Joint patrolling with US not without dangers

The Tribune also disagrees with the idea of India conducting joint patrols with the US, Australia and Japan. “The prime reason is this concept militates against India’s approach to foreign policy. It is just not in India’s interest to explore a quasi military alliance with the US when it is in the process of building bridges with China whom Pentagon wants to intimidate with outside help. Second, it is not even America’s priority to furthering this type of relationship with India, at least not at this moment. The US is busy ensuring easier access of its military hardware to the Indian market and refueling facilities. Third, India is still building its naval strength and such forays to meet US national interest will spike antagonism from other countries and would also result in needless wear and tear of its assets.

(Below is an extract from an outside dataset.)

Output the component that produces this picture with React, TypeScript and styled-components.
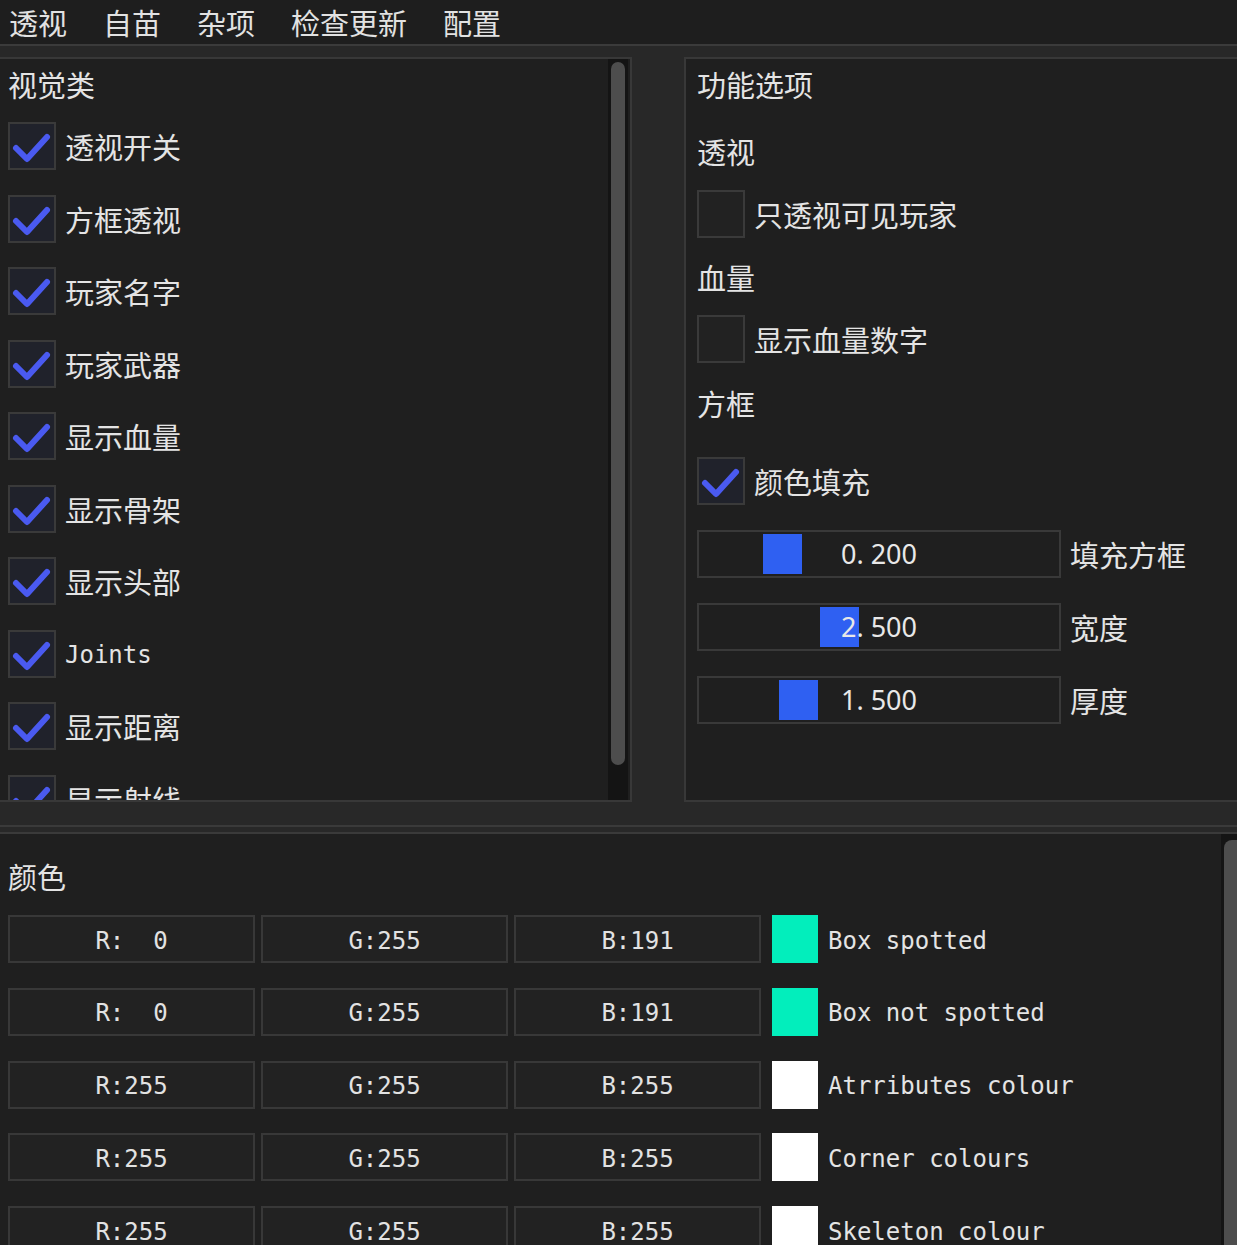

“It is for these very reasons that an earlier initiative during the Bush era had collapsed after a single airing……. The West’s enormous economic linkages with China still endure and there is the risk that India will be left in the lurch if the two protagonists elect to settle their differences through dialogue. Moreover, China can respond in kind through very low-cost provocations, as in the past, by simply dispatching a submarine to dock in neighbouring ports. Greater clarity about US-India intentions in regional security will be forthcoming when US Defence Secretary Ashton Carter visits India next month though the proposal for now seems to have been nipped in the bud”.